I also learned the value of position. I was button and the woman was middle position; I got JJ, was going to go 250 in, except from her earlier position she went in for 250. I thought about going 750 to see if I could take the blinds, then realized that I was scared of an A, so folded. She flipped over AA. Whew.

Late position TJo, everyone limps, including me; the board comes up JKA. I have a gut shot straight and lowest pair; from what I’ve read, this is a hand you can go to war with, but I’m not confident enough to represent strength. So I fold. Not sure what to do with this. Someone raised to half pot and I just folded.

Hour 4:

BB with pocket 10s. Limps all around. SB raises to 275; I re-raise to 875. He calls, and one other person does too. The turn comes all undercards, he checks I raise 1000, the two others fold. It’s an aggressive play, but before I understood poker I wouldn’t have made it. I put him probably on an AJ – AK.

When I think to myself, “I have enough money to afford a mistake,” I need to GTFO.

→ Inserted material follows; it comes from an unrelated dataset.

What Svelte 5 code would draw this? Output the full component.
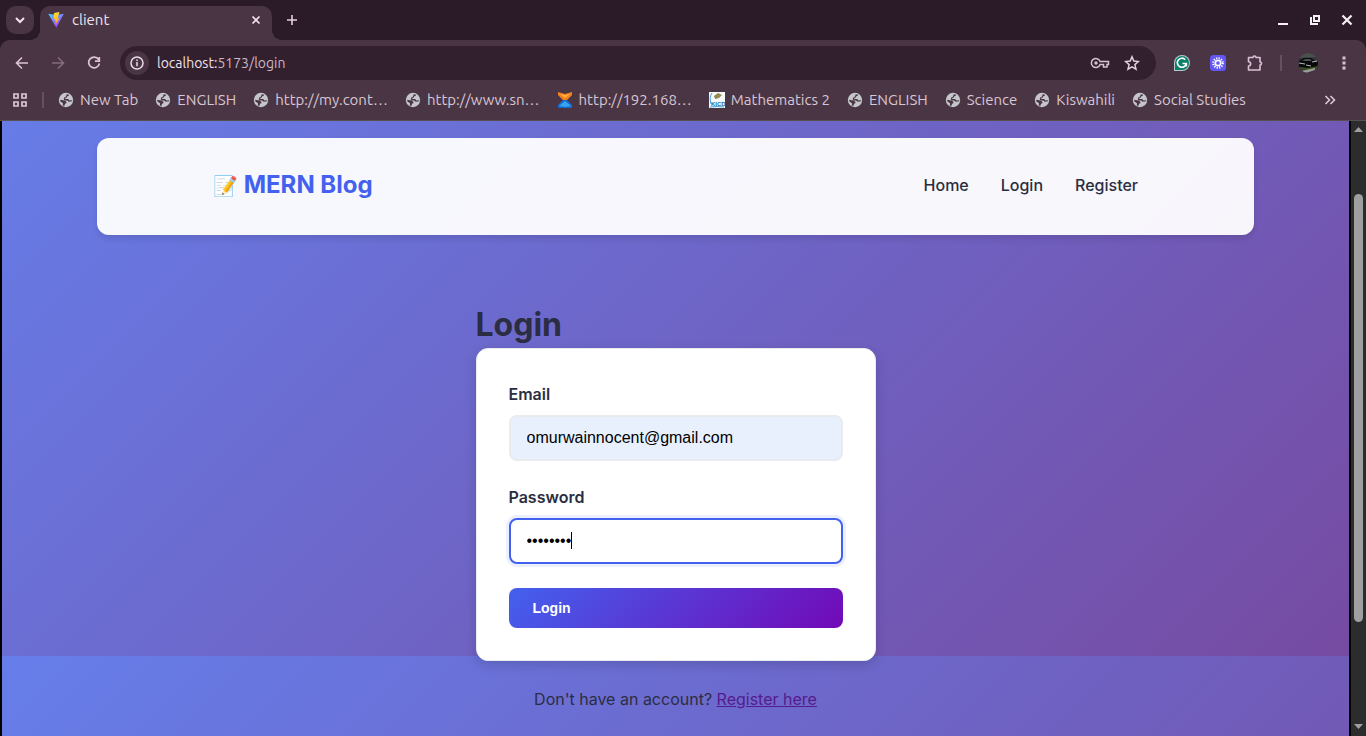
<script>
  const bookmarks = [
    { title: 'New Tab', icon: 'globe' },
    { title: 'ENGLISH', icon: 'globe' },
    { title: 'http://my.cont…', icon: 'globe' },
    { title: 'http://www.sn…', icon: 'globe' },
    { title: 'http://192.168…', icon: 'hourglass' },
    { title: 'Mathematics 2', icon: 'kicd' },
    { title: 'ENGLISH', icon: 'globe' },
    { title: 'Science', icon: 'globe' },
    { title: 'Kiswahili', icon: 'globe' },
    { title: 'Social Studies', icon: 'globe' }
  ];
  const links = ['Home', 'Login', 'Register'];
  let email = $state('omurwainnocent@gmail.com');
  let password = $state('password');
</script>

<div class="browser">
  <header class="tabstrip">
    <button class="tab-search" aria-label="Search tabs">
      <svg width="12" height="12" viewBox="0 0 12 12"><path d="M2 4l4 4 4-4" fill="none" stroke="#f2e4ee" stroke-width="2" /></svg>
    </button>
    <div class="tab">
      <svg width="16" height="16" viewBox="0 0 16 16">
        <defs>
          <linearGradient id="v1" x1="0" y1="0" x2=".6" y2="1"><stop offset="0" stop-color="#41d1ff" /><stop offset="1" stop-color="#bd34fe" /></linearGradient>
          <linearGradient id="v2" x1="0" y1="0" x2="0" y2="1"><stop offset="0" stop-color="#ffdd35" /><stop offset="1" stop-color="#ffa800" /></linearGradient>
        </defs>
        <path d="M.2 1.800L8 3l7.800-1.200L8.300 15.700z" fill="url(#v1)" />
        <path d="M11.500 0L6 1.100 5.600 7.300l1.700-.3-.5 2.500 1.300-.4-.7 3.700 4-6.500-1.900.3z" fill="url(#v2)" />
      </svg>
      <span class="tab-title">client</span>
      <button class="bare" aria-label="Close tab">
        <svg width="16" height="16" viewBox="0 0 16 16"><path d="M4.500 4.500l7 7M11.500 4.500l-7 7" stroke="#f2e4ee" stroke-width="1.700" /></svg>
      </button>
    </div>
    <button class="bare new-tab" aria-label="New tab">
      <svg width="16" height="16" viewBox="0 0 16 16"><path d="M8 3v10M3 8h10" stroke="#e5cfe0" stroke-width="1.600" /></svg>
    </button>
    <div class="window-controls">
      <button class="bare" aria-label="Minimize"><svg width="16" height="16" viewBox="0 0 16 16"><path d="M3 12h10" stroke="#f4f0f3" stroke-width="2" /></svg></button>
      <button class="bare" aria-label="Restore"><svg width="16" height="16" viewBox="0 0 16 16"><path d="M7 4h5v5H7zM4 5v7h7" fill="none" stroke="#f4f0f3" stroke-width="2" /></svg></button>
      <button class="bare" aria-label="Close"><svg width="16" height="16" viewBox="0 0 16 16"><path d="M3.500 3.500l9 9M12.500 3.500l-9 9" stroke="#f4f0f3" stroke-width="2.200" /></svg></button>
    </div>
  </header>

  <div class="toolbar">
    <div class="history">
      <button class="bare" aria-label="Back"><svg width="16" height="16" viewBox="0 0 16 16"><path d="M14 8H3M8 2.500L2.500 8 8 13.500" fill="none" stroke="#dfc4d8" stroke-width="1.600" /></svg></button>
      <button class="bare" aria-label="Forward"><svg width="16" height="16" viewBox="0 0 16 16"><path d="M2 8h11M8 2.500L13.500 8 8 13.500" fill="none" stroke="#856c7d" stroke-width="1.600" /></svg></button>
      <button class="bare" aria-label="Reload"><svg width="16" height="16" viewBox="0 0 16 16"><path d="M12.600 4.500A5.400 5.400 0 1 0 13.400 8.500M13.300 2v4.200H9" fill="none" stroke="#dfc4d8" stroke-width="1.700" /></svg></button>
    </div>
    <div class="omnibox">
      <button class="info" aria-label="View site information">
        <svg width="14" height="14" viewBox="0 0 14 14"><circle cx="7" cy="7" r="6" fill="none" stroke="#eadde6" stroke-width="1.500" /><path d="M7 6v4.200M7 3.500v1.500" stroke="#eadde6" stroke-width="1.500" /></svg>
      </button>
      <span class="url"><b>localhost:</b>5173/login</span>
      <button class="bare" aria-label="Passwords">
        <svg width="20" height="16" viewBox="0 0 20 16"><path d="M10.100 6.500A4.500 4.500 0 1 0 10.100 9.500H13.500V12h3.500V9.500h1.500v-3z" fill="none" stroke="#d8c2d1" stroke-width="1.500" /><circle cx="6" cy="8" r="1.700" fill="#d8c2d1" /></svg>
      </button>
      <button class="bare" aria-label="Bookmark this tab">
        <svg width="16" height="16" viewBox="0 0 16 16"><path d="M8 1.800l1.800 4.300 4.600.4-3.500 3.100 1.100 4.600L8 11.800l-4 2.400 1.100-4.600L1.600 6.500l4.600-.4z" fill="none" stroke="#e5d0df" stroke-width="1.500" /></svg>
      </button>
    </div>
    <div class="side">
      <div class="extensions">
        <button class="bare" aria-label="Grammarly">
          <svg width="16" height="16" viewBox="0 0 16 16"><path d="M0 16V8a8 8 0 1 1 8 8z" fill="#b8c9c5" /><path d="M1 15V8a7 7 0 1 1 7 7z" fill="#087f6b" /><path d="M11.200 4.700A4.500 4.500 0 1 0 12.300 8.500H8.500M12.300 8.500v3" fill="none" stroke="#fff" stroke-width="1.700" /></svg>
        </button>
        <button class="bare" aria-label="Assistant">
          <svg width="16" height="16" viewBox="0 0 16 16"><rect width="16" height="16" rx="3.500" fill="#6357f4" /><circle cx="8" cy="8" r="2.600" fill="none" stroke="#fff" stroke-width="1.500" /><circle cx="8" cy="8" r="4.600" fill="none" stroke="#fff" stroke-width="2.400" stroke-dasharray="1.200 1.209" /></svg>
        </button>
        <button class="bare" aria-label="Extensions">
          <svg width="18" height="18" viewBox="0 0 18 18"><path d="M2.500 3.500H7a1.500 1.500 0 0 1 3 0h4V8a1.500 1.500 0 0 1 0 3v5H2.500v-4a2 2 0 0 0 0-4.300z" fill="none" stroke="#dcc1d5" stroke-width="1.600" stroke-linejoin="round" /></svg>
        </button>
      </div>
      <span class="rule"></span>
      <button class="bare" aria-label="Profile">
        <svg width="20" height="20" viewBox="0 0 20 20">
          <defs><clipPath id="round"><circle cx="10" cy="10" r="10" /></clipPath></defs>
          <g clip-path="url(#round)"><path d="M0 0h20v20H0z" fill="#343638" /><path d="M0 0h20v4l-20 1z" fill="#4b504d" /><path d="M1 8l5-3h7l4 3 3 1v5l-7 2-12-2z" fill="#08090b" /><path d="M7 6h5l2 2H4z" fill="#495154" /><path d="M1 10l6 1M14 9l5-1M8 12l5 1" stroke="#b5baba" /><path d="M0 14l10 1 10-2v2l-10 2-10-2z" fill="#3a551e" /><path d="M3 18l14-3v2L8 20z" fill="#9a9c9c" /></g>
        </svg>
      </button>
      <button class="bare" aria-label="Menu"><svg width="20" height="16" viewBox="-2 0 20 16"><path d="M6.500 1.500h3v3h-3zM6.500 6.500h3v3h-3zM6.500 11.500h3v3h-3z" fill="#dcc1d5" /></svg></button>
    </div>
  </div>

  <nav class="bookmarks" aria-label="Bookmarks">
    <button class="bare" aria-label="Apps">
      <svg width="16" height="16" viewBox="0 0 16 16"><path d="M2 2h4v4H2zM10 2h4v4h-4zM2 10h4v4H2zM10 10h4v4h-4z" fill="none" stroke="#dac9d4" stroke-width="1.700" /></svg>
    </button>
    <span class="rule"></span>
    <div class="marks">
      {#each bookmarks as mark}
        <a href="#bookmark">
          {#if mark.icon === 'globe'}
            <svg width="16" height="16" viewBox="0 0 16 16"><circle cx="8" cy="8" r="7.200" fill="#c5c6cb" /><path d="M8.800 2.200l2.400.5-.8 1.200-1.200.3-.4 1.300-1.600.5.2 1h2.800l1.200 1.500 2.800-.3v1l-3.600.5-1.400-1.300H6.600L5.700 7.200l.6-1.800 1.500-.6zM2.200 7.800l4.200.6 2 1.400v1.400l-1.400.6-.6 2.200-1.600-.6.200-2.200L2.400 9.600z" fill="#4a3545" /></svg>
          {:else if mark.icon === 'hourglass'}
            <svg width="16" height="16" viewBox="0 0 16 16"><path d="M1 0l7 2 7-2v3L10 8H6L1 3z" fill="#f58220" /><path d="M6 8h4l5 5v3H1v-3z" fill="#1769d2" /><path d="M2 14l6-5 6 5-6 1z" fill="#35a4ef" /><path d="M3 2l5 1 5-1-5 4z" fill="#ffad3b" /></svg>
          {:else}
            <svg width="16" height="16" viewBox="0 0 16 16"><path d="M0 0h16v16H0z" fill="#f7f8f8" /><path d="M3 1Q0 5 2 12" fill="none" stroke="#49a0d8" /><path d="M5 4l4-3 4 2-3 3-4 1z" fill="#938951" /><text x="2" y="14" font-family="Liberation Sans" font-weight="700" font-size="6" fill="#176eae">KICD</text><path d="M1 15Q8 14 15 15" fill="none" stroke="#47a3dc" /></svg>
          {/if}
          <span>{mark.title}</span>
        </a>
      {/each}
    </div>
    <button class="bare" aria-label="More bookmarks"><svg width="16" height="16" viewBox="0 0 16 16"><path d="M3.500 4l4 4-4 4M8.500 4l4 4-4 4" fill="none" stroke="#dac9d4" stroke-width="1.600" /></svg></button>
  </nav>

  <div class="viewport">
    <main class="page">
      <nav class="site-nav">
        <a class="brand" href="#home"><span class="emoji">📝</span> MERN Blog</a>
        <div class="links">
          {#each links as link}<a href="#{link.toLowerCase()}">{link}</a>{/each}
        </div>
      </nav>
      <section class="login">
        <h1>Login</h1>
        <form onsubmit={(e) => e.preventDefault()}>
          <div class="fields">
            <div class="field">
              <label for="email">Email</label>
              <input id="email" class="filled" type="email" bind:value={email} />
            </div>
            <div class="field">
              <label for="password">Password</label>
              <div class="entry">
                <input id="password" class="active" type="password" bind:value={password} />
                <span class="caret"></span>
              </div>
            </div>
          </div>
          <button class="submit" type="submit">Login</button>
        </form>
        <p>Don't have an account? <a href="#register">Register here</a></p>
      </section>
    </main>
    <div class="scrollbar" aria-hidden="true">
      <svg width="9" height="5" viewBox="0 0 9 5"><path d="M0 5L4.500 0 9 5z" fill="#9f9f9f" /></svg>
      <div class="track"><span class="thumb"></span></div>
      <svg width="9" height="5" viewBox="0 0 9 5"><path d="M0 0l4.500 5L9 0z" fill="#9f9f9f" /></svg>
    </div>
  </div>
</div>

<style>
  :global(body) { margin: 0; background: #000; }
  * { box-sizing: border-box; }
  svg { display: block; flex: none; }
  .browser { display: flex; flex-direction: column; height: 100vh; overflow: hidden; font: 15px/20px Ubuntu, "Noto Sans", sans-serif; color: #d8c6d2; background: #2b1b28; }
  .bare { display: flex; padding: 0; border: 0; background: none; }
  .tabstrip { display: flex; align-items: center; height: 40px; flex: none; padding-left: 6px; }
  .tab-search { display: grid; place-items: center; width: 28px; height: 28px; padding: 0; border: 0; border-radius: 10px; background: #4a3545; }
  .tab { position: relative; display: flex; align-items: center; align-self: flex-end; gap: 8px; width: 232px; height: 34px; margin-left: 6px; padding: 0 8px 6px; border-radius: 10px 10px 0 0; background: #4a3545; color: #f0e2ec; }
  .tab::before, .tab::after { content: ""; position: absolute; bottom: 0; width: 10px; height: 10px; }
  .tab::before { right: 100%; background: radial-gradient(circle at 0 0, transparent 10px, #4a3545 10px); }
  .tab::after { left: 100%; background: radial-gradient(circle at 100% 0, transparent 10px, #4a3545 10px); }
  .tab-title { flex: 1; }
  .new-tab { margin-left: 12px; }
  .window-controls { display: flex; gap: 16px; margin-left: auto; padding-right: 11px; }
  .toolbar { display: flex; align-items: center; flex: none; height: 40px; padding: 6px 12px 0 14px; background: #4a3545; border-radius: 10px 10px 0 0; }
  .history { display: flex; gap: 20px; margin-right: 18px; }
  .omnibox { display: flex; flex: 1; align-items: center; gap: 14px; height: 34px; padding: 0 16px 0 5px; border-radius: 17px; background: #33202e; }
  .info { display: grid; place-items: center; width: 24px; height: 24px; margin-right: -6px; padding: 0; border: 0; border-radius: 12px; background: #4a3545; }
  .url { flex: 1; font-size: 14px; color: #cbb7c4; }
  .url b { font-weight: 400; color: #f0e2ec; }
  .side { display: flex; align-items: center; gap: 16px; padding-left: 18px; }
  .extensions { display: flex; align-items: center; gap: 20px; }
  .rule { width: 2px; height: 16px; background: #66515f; }
  .bookmarks { display: flex; align-items: center; flex: none; height: 41px; padding: 0 28px 0 12px; background: #4a3545; border-bottom: 1px solid #57504f; }
  .bookmarks .rule { margin: 0 14px; }
  .marks { display: flex; flex: 1; gap: 17px; overflow: hidden; }
  .marks a { display: flex; align-items: center; gap: 6px; color: inherit; text-decoration: none; white-space: nowrap; }
  .viewport { display: flex; flex: 1; min-height: 0; background: #000; padding-left: 2px; gap: 2px; }
  .page { flex: 1; overflow: hidden; font: 16px/26px Inter, sans-serif; color: #2b2d42; background: linear-gradient(135deg, #667eea 0%, #764ba2 100%) 0 -80px / 100% 100%; }
  .site-nav { display: flex; align-items: center; justify-content: space-between; width: calc(100% - 190px); height: 97px; margin: 17px auto 67px; padding: 0 116px 3px; border-radius: 12px; background: rgba(255, 255, 255, .95); box-shadow: 0 4px 6px rgba(0, 0, 0, .1); }
  .site-nav a { color: #2b2d42; text-decoration: none; font-weight: 500; }
  .site-nav .brand { color: #4361ee; font-size: 24px; font-weight: 700; }
  .emoji { font-size: 20px; }
  .links { display: flex; gap: 32px; }
  .login { width: 100%; max-width: 400px; margin: 0 auto; }
  h1 { margin: 0; font-size: 32px; line-height: 46px; }
  form { display: grid; gap: 24px; padding: 32px; border: 1px solid #e9ecef; border-radius: 12px; background: #fff; box-shadow: 0 4px 12px rgba(0, 0, 0, .15); }
  .fields { display: grid; gap: 23px; }
  .field { display: grid; gap: 8px; }
  label { font-weight: 600; }
  input { width: 100%; height: 46px; padding: 0 16px; border: 2px solid #e9ecef; border-radius: 8px; outline: none; background: #fff; color: #000; font: 16px "Liberation Sans", sans-serif; }
  .filled { background: #e8f0fe; }
  .active { border-color: #4361ee; box-shadow: 0 0 0 3px rgba(67, 97, 238, .1); }
  .entry { position: relative; display: grid; }
  .caret { position: absolute; left: 62px; top: 14px; width: 1px; height: 17px; background: #000; }
  .submit { height: 40px; padding: 0 24px; border: 0; border-radius: 8px; background: linear-gradient(135deg, #4361ee, #7209b7); color: #fff; font: 700 14px "Liberation Sans", sans-serif; text-align: left; }
  p { margin: 25px 0 0; text-align: center; }
  p a { color: #551a8b; }
  .scrollbar { display: flex; flex-direction: column; align-items: center; width: 15px; padding: 6px 0 7px; background: #2c2c2c; }
  .track { flex: 1; width: 9px; padding: 62px 0 102px; display: flex; }
  .thumb { width: 9px; border-radius: 5px; background: #9f9f9f; }
</style>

At 1215 a.m., everyone starts to leave. I’m about to leave too, before I realize that I’m the button. I can see 4 more hands for free! So I stay, and it’s a great decision. End up stealing the blinds, and on my last hand, I see AKs in late position. I put in 300 preflop. One guy calls, flop is KJ8. I bet 500, the guy calls, and I bet 1000 on the turn. The guy folds. Here’s the dilemma I’m feeling as I’m walking to cash out: I know I have him beat at the turn. I could have bet 200 or maybe even check-raised on the turn to represent weakness, and then value bet on the river. Could have gotten 2000 from him instead of 800. The only downside is that I’m giving him another card to make his draw or hit trips. It’s a 12% chance I would have lost $2500, which was still worth it. I don’t know, the reverse implied odds might have been too much. Anyway. Cash out holding 6225, +2225 for the day.

Day 2 total:

Taxi rides: -235 pesos
Poker: +2225 pesos

Brag: stabilized after going down 2000 when I usually tilt and tank.
Beat: Not knowing what to do with straight on the flop
Variance: the cigarette smoke in the playing area really getting to my head.